Other Possible Measures of Belief Justifying other measures of belief is problematic. Consider, for example, the proposal that the belief in $\alpha\wedge\beta$ is some function of the belief in $\alpha$ and the belief in $\beta$. Such a measure of belief is called compositional. To see why this is not sensible, consider the single toss of a fair coin. Compare the case where $\alpha$ is “the coin will land heads”, $\beta_{1}$ is “the coin will land tails” and $\beta_{2}$ is “the coin will land heads.” The belief in $\beta_{1}$ would be the same as the belief in $\beta_{2}$. But the belief in $\alpha\wedge\beta_{1}$, which is impossible, is very different from the belief in $\alpha\wedge\beta_{2}$, which is the same as $\alpha$. The conditional probability $P(f\mid e)$ is very different from the probability of the implication $P(e\rightarrow f)$. The latter is the same as $P(\neg e\vee f)$, which is the measure of the interpretations for which $f$ is true or $e$ is false. For example, suppose there is a domain where birds are relatively rare, and non-flying birds are a small proportion of the birds.
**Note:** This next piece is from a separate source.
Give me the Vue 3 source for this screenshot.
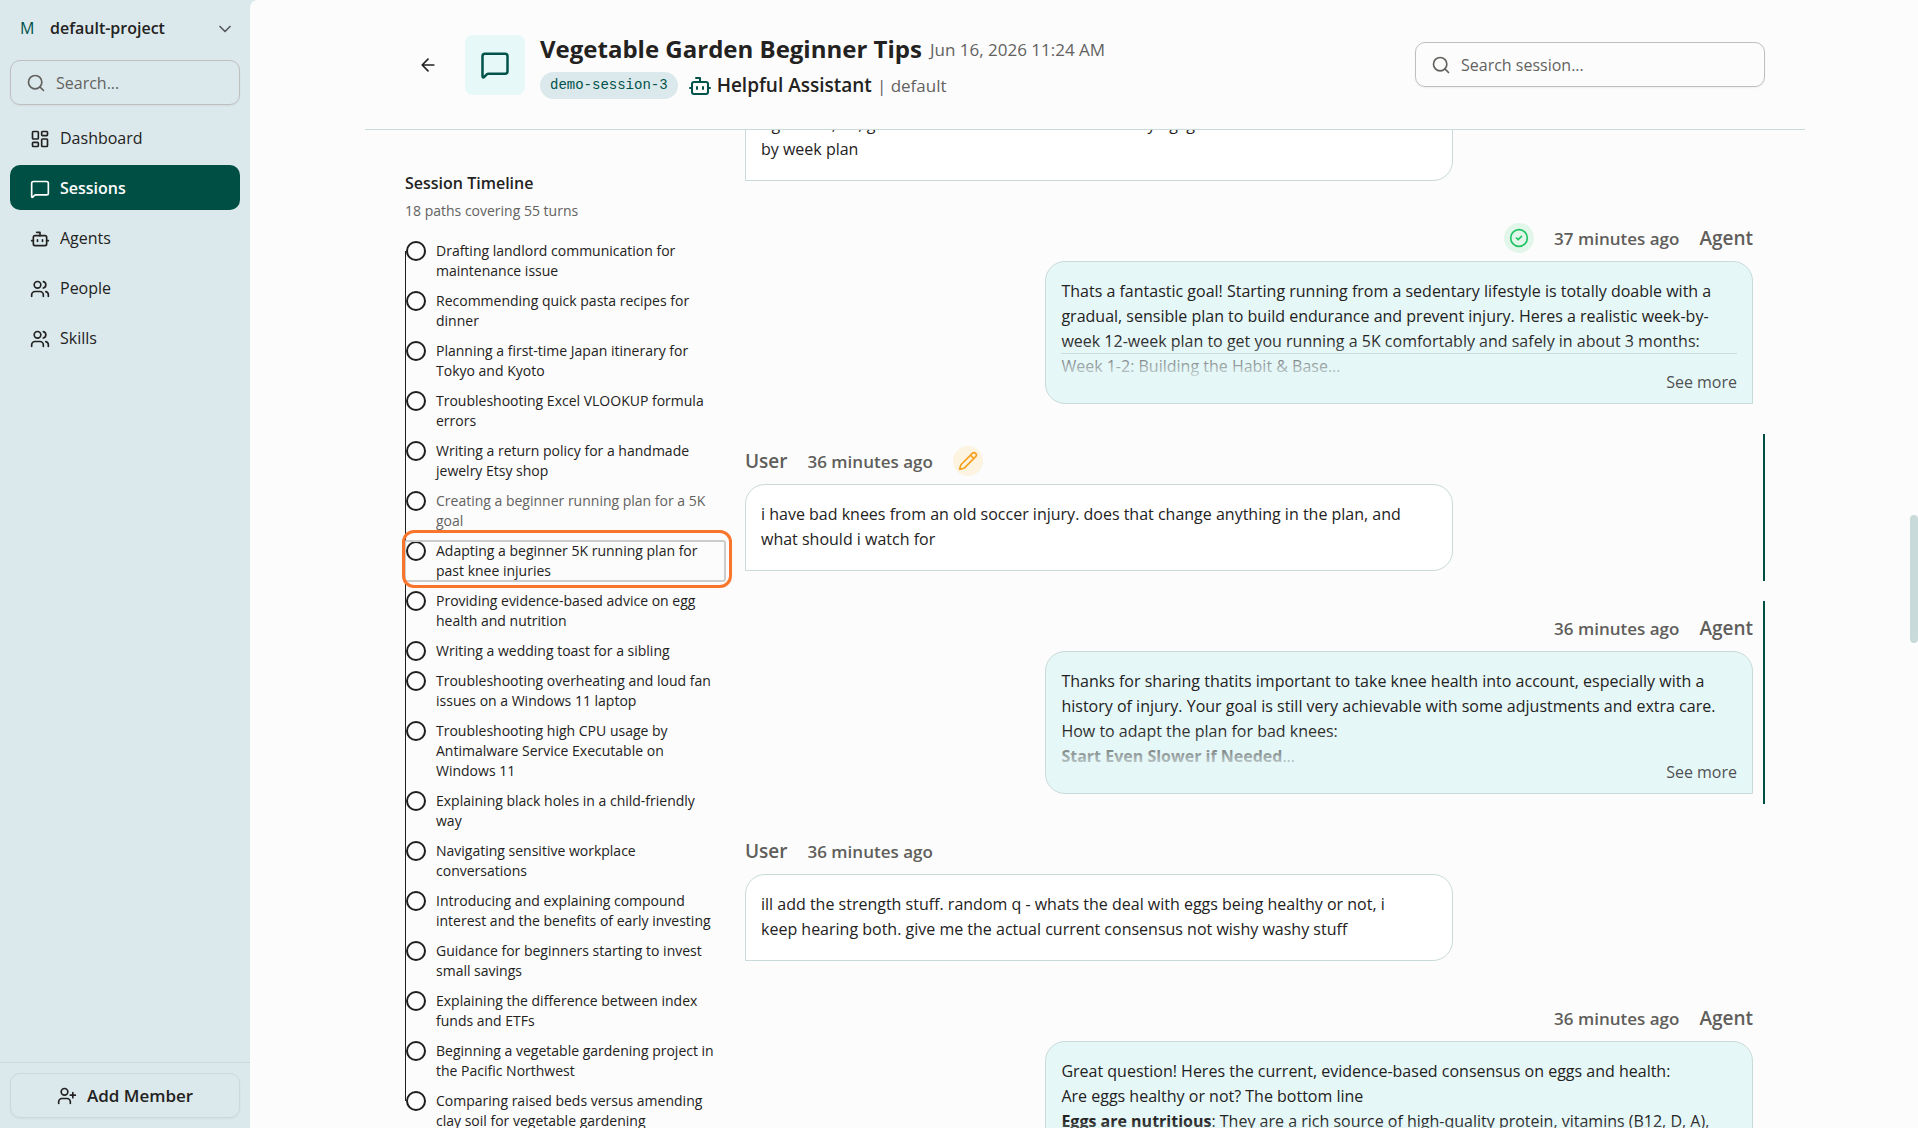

Here $P(\neg flies\mid bird)$ would be the proportion of birds that do not fly, which would be low. $P(bird\rightarrow\neg flies)$ is the same as $P(\neg bird\vee\neg flies)$, which would be dominated by non-birds and so would be high. Similarly, $P(bird\rightarrow flies)$ would also be high, the probability also being dominated by the non-birds. It is difficult to imagine a situation where the probability of an implication is the kind of knowledge that is appropriate or useful.